RESTRICTIONS ON OWNERSHIP AND TRANSFER OF CAPITAL STOCK

    In order for AMB to qualify as a real estate investment trust under the
Internal Revenue Code, no more than 50% in value of all classes of its
outstanding shares of capital stock may be owned, actually or constructively, by
five or fewer individuals (as defined in the Internal Revenue Code to include
certain entities) during the last half of a taxable year (other than the first
year for which AMB has made an election to be treated as a real estate
investment trust).
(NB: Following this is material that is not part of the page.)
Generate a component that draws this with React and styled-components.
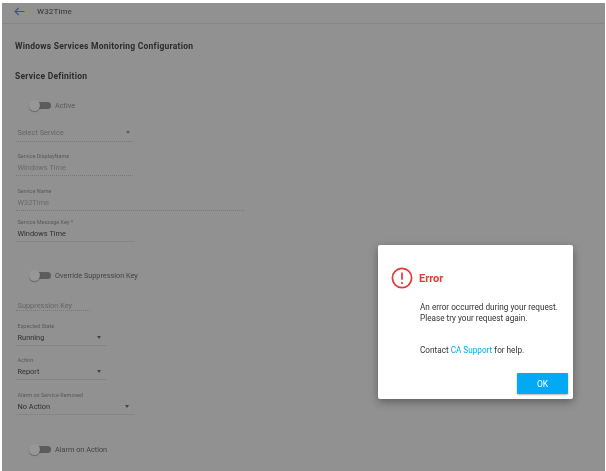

In addition, if AMB, or an owner of 10% or more of AMB's
capital stock, actually or constructively own 10% or more of one of our tenants
(or a tenant of any partnership or limited liability company in which we are a
partner or member), the rent received by us (either directly or through the
partnership or limited liability company) from the tenant will not be qualifying
income for purposes of the gross income tests for real estate investment trusts
contained in the Internal Revenue Code. A real estate investment trust's stock
also must be beneficially owned by 100 or more persons during at least 335 days
of a taxable year of 12 months or during a proportionate part of a shorter
taxable year (other than the first year for which an election to be treated as a
real estate investment trust has been made).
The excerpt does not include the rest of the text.